**What is required:** Can you write out all the lines word for word, with no pictures?

**Stored data:**
# # # #
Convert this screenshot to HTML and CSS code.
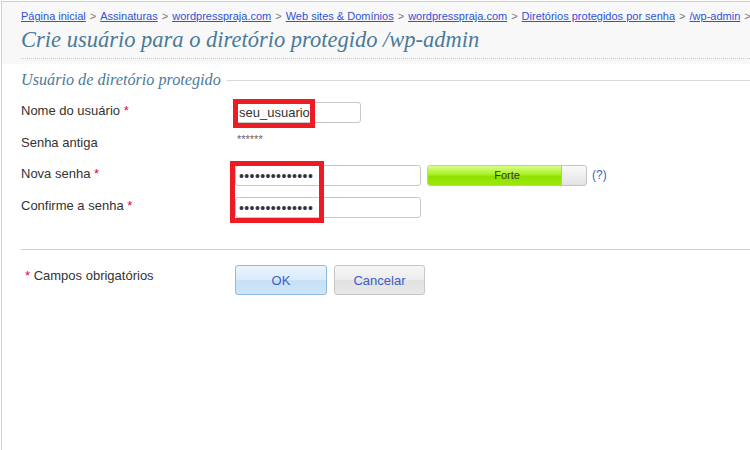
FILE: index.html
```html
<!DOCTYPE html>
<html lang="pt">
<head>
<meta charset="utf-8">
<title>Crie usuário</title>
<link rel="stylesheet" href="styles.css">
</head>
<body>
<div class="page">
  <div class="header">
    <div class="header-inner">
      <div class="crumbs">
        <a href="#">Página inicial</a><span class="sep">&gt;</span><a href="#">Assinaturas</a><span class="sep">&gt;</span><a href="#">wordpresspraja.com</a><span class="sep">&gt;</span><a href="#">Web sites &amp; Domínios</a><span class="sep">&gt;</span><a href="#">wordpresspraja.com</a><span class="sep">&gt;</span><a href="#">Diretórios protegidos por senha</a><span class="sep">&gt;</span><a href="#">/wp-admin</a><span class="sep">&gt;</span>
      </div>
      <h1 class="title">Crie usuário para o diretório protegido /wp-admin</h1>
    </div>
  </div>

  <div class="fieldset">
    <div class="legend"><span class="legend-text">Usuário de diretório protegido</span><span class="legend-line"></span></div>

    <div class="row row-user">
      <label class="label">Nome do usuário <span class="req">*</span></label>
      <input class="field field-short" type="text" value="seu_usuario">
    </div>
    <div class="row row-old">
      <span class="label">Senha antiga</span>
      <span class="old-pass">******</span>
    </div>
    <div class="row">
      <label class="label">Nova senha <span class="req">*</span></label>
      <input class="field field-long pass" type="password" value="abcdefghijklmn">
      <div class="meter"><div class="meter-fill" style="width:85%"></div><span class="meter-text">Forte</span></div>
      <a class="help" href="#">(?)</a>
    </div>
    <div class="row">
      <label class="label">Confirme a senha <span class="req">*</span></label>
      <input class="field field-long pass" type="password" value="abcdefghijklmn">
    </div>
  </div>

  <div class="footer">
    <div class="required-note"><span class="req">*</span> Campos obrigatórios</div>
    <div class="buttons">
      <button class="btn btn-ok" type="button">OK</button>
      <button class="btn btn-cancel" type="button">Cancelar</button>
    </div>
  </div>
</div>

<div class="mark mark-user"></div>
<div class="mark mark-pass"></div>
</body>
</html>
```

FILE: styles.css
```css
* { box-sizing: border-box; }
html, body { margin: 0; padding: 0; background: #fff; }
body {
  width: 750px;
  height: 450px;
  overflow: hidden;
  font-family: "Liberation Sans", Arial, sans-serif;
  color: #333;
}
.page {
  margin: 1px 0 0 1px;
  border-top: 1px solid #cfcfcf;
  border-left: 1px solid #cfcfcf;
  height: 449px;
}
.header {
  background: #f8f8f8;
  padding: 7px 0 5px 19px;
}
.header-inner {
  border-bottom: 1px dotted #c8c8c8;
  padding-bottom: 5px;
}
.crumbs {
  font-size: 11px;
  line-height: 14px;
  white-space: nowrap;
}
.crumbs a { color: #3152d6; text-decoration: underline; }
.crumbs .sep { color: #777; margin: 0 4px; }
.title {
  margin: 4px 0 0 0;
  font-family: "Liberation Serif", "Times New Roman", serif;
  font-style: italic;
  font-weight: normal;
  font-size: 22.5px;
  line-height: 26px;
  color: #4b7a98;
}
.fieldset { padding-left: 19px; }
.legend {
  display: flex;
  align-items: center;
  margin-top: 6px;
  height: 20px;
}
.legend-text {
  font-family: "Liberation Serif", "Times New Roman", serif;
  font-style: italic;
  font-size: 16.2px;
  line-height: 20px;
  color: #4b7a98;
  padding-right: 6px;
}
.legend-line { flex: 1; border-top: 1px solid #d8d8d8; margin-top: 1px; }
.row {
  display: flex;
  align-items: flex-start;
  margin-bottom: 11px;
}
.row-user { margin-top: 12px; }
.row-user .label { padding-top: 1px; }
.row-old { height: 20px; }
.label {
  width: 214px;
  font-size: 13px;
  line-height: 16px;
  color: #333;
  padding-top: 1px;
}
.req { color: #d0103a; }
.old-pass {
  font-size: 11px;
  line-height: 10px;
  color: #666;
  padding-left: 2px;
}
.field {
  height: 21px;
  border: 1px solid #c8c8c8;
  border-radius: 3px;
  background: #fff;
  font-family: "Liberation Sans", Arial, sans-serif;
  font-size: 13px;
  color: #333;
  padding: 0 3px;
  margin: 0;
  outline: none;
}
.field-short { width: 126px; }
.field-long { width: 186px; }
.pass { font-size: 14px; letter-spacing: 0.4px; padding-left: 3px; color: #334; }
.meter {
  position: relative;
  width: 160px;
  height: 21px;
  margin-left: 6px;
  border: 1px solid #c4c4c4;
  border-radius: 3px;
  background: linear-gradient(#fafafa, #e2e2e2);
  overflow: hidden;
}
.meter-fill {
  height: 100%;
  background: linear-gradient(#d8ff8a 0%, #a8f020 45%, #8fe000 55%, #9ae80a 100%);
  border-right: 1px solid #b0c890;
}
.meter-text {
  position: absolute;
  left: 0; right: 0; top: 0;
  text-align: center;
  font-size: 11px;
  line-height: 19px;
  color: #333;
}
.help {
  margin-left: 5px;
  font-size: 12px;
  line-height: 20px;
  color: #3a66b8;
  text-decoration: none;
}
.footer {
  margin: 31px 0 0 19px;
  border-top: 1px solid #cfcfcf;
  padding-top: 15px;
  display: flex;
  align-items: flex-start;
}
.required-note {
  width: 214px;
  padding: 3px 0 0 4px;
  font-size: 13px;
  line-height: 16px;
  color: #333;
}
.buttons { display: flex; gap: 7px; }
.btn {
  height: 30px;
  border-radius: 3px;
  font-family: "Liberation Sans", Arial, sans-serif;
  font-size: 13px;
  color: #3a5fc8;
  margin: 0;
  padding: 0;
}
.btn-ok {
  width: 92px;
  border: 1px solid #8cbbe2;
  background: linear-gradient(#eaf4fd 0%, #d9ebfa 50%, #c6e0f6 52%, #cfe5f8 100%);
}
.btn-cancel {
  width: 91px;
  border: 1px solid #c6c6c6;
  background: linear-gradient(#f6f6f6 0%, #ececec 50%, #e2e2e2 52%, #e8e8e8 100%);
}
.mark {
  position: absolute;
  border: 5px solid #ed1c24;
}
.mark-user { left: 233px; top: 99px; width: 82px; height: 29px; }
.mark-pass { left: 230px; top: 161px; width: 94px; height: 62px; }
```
# # # #
**Solution to the problem:**
Convert this screenshot to HTML and CSS code.
FILE: index.html
```html
<!DOCTYPE html>
<html lang="pt">
<head>
<meta charset="utf-8">
<title>Crie usuário</title>
<link rel="stylesheet" href="styles.css">
</head>
<body>
<div class="page">
  <div class="header">
    <div class="header-inner">
      <div class="crumbs">
        <a href="#">Página inicial</a><span class="sep">&gt;</span><a href="#">Assinaturas</a><span class="sep">&gt;</span><a href="#">wordpresspraja.com</a><span class="sep">&gt;</span><a href="#">Web sites &amp; Domínios</a><span class="sep">&gt;</span><a href="#">wordpresspraja.com</a><span class="sep">&gt;</span><a href="#">Diretórios protegidos por senha</a><span class="sep">&gt;</span><a href="#">/wp-admin</a><span class="sep">&gt;</span>
      </div>
      <h1 class="title">Crie usuário para o diretório protegido /wp-admin</h1>
    </div>
  </div>

  <div class="fieldset">
    <div class="legend"><span class="legend-text">Usuário de diretório protegido</span><span class="legend-line"></span></div>

    <div class="row row-user">
      <label class="label">Nome do usuário <span class="req">*</span></label>
      <input class="field field-short" type="text" value="seu_usuario">
    </div>
    <div class="row row-old">
      <span class="label">Senha antiga</span>
      <span class="old-pass">******</span>
    </div>
    <div class="row">
      <label class="label">Nova senha <span class="req">*</span></label>
      <input class="field field-long pass" type="password" value="abcdefghijklmn">
      <div class="meter"><div class="meter-fill" style="width:85%"></div><span class="meter-text">Forte</span></div>
      <a class="help" href="#">(?)</a>
    </div>
    <div class="row">
      <label class="label">Confirme a senha <span class="req">*</span></label>
      <input class="field field-long pass" type="password" value="abcdefghijklmn">
    </div>
  </div>

  <div class="footer">
    <div class="required-note"><span class="req">*</span> Campos obrigatórios</div>
    <div class="buttons">
      <button class="btn btn-ok" type="button">OK</button>
      <button class="btn btn-cancel" type="button">Cancelar</button>
    </div>
  </div>
</div>

<div class="mark mark-user"></div>
<div class="mark mark-pass"></div>
</body>
</html>
```

FILE: styles.css
```css
* { box-sizing: border-box; }
html, body { margin: 0; padding: 0; background: #fff; }
body {
  width: 750px;
  height: 450px;
  overflow: hidden;
  font-family: "Liberation Sans", Arial, sans-serif;
  color: #333;
}
.page {
  margin: 1px 0 0 1px;
  border-top: 1px solid #cfcfcf;
  border-left: 1px solid #cfcfcf;
  height: 449px;
}
.header {
  background: #f8f8f8;
  padding: 7px 0 5px 19px;
}
.header-inner {
  border-bottom: 1px dotted #c8c8c8;
  padding-bottom: 5px;
}
.crumbs {
  font-size: 11px;
  line-height: 14px;
  white-space: nowrap;
}
.crumbs a { color: #3152d6; text-decoration: underline; }
.crumbs .sep { color: #777; margin: 0 4px; }
.title {
  margin: 4px 0 0 0;
  font-family: "Liberation Serif", "Times New Roman", serif;
  font-style: italic;
  font-weight: normal;
  font-size: 22.5px;
  line-height: 26px;
  color: #4b7a98;
}
.fieldset { padding-left: 19px; }
.legend {
  display: flex;
  align-items: center;
  margin-top: 6px;
  height: 20px;
}
.legend-text {
  font-family: "Liberation Serif", "Times New Roman", serif;
  font-style: italic;
  font-size: 16.2px;
  line-height: 20px;
  color: #4b7a98;
  padding-right: 6px;
}
.legend-line { flex: 1; border-top: 1px solid #d8d8d8; margin-top: 1px; }
.row {
  display: flex;
  align-items: flex-start;
  margin-bottom: 11px;
}
.row-user { margin-top: 12px; }
.row-user .label { padding-top: 1px; }
.row-old { height: 20px; }
.label {
  width: 214px;
  font-size: 13px;
  line-height: 16px;
  color: #333;
  padding-top: 1px;
}
.req { color: #d0103a; }
.old-pass {
  font-size: 11px;
  line-height: 10px;
  color: #666;
  padding-left: 2px;
}
.field {
  height: 21px;
  border: 1px solid #c8c8c8;
  border-radius: 3px;
  background: #fff;
  font-family: "Liberation Sans", Arial, sans-serif;
  font-size: 13px;
  color: #333;
  padding: 0 3px;
  margin: 0;
  outline: none;
}
.field-short { width: 126px; }
.field-long { width: 186px; }
.pass { font-size: 14px; letter-spacing: 0.4px; padding-left: 3px; color: #334; }
.meter {
  position: relative;
  width: 160px;
  height: 21px;
  margin-left: 6px;
  border: 1px solid #c4c4c4;
  border-radius: 3px;
  background: linear-gradient(#fafafa, #e2e2e2);
  overflow: hidden;
}
.meter-fill {
  height: 100%;
  background: linear-gradient(#d8ff8a 0%, #a8f020 45%, #8fe000 55%, #9ae80a 100%);
  border-right: 1px solid #b0c890;
}
.meter-text {
  position: absolute;
  left: 0; right: 0; top: 0;
  text-align: center;
  font-size: 11px;
  line-height: 19px;
  color: #333;
}
.help {
  margin-left: 5px;
  font-size: 12px;
  line-height: 20px;
  color: #3a66b8;
  text-decoration: none;
}
.footer {
  margin: 31px 0 0 19px;
  border-top: 1px solid #cfcfcf;
  padding-top: 15px;
  display: flex;
  align-items: flex-start;
}
.required-note {
  width: 214px;
  padding: 3px 0 0 4px;
  font-size: 13px;
  line-height: 16px;
  color: #333;
}
.buttons { display: flex; gap: 7px; }
.btn {
  height: 30px;
  border-radius: 3px;
  font-family: "Liberation Sans", Arial, sans-serif;
  font-size: 13px;
  color: #3a5fc8;
  margin: 0;
  padding: 0;
}
.btn-ok {
  width: 92px;
  border: 1px solid #8cbbe2;
  background: linear-gradient(#eaf4fd 0%, #d9ebfa 50%, #c6e0f6 52%, #cfe5f8 100%);
}
.btn-cancel {
  width: 91px;
  border: 1px solid #c6c6c6;
  background: linear-gradient(#f6f6f6 0%, #ececec 50%, #e2e2e2 52%, #e8e8e8 100%);
}
.mark {
  position: absolute;
  border: 5px solid #ed1c24;
}
.mark-user { left: 233px; top: 99px; width: 82px; height: 29px; }
.mark-pass { left: 230px; top: 161px; width: 94px; height: 62px; }
```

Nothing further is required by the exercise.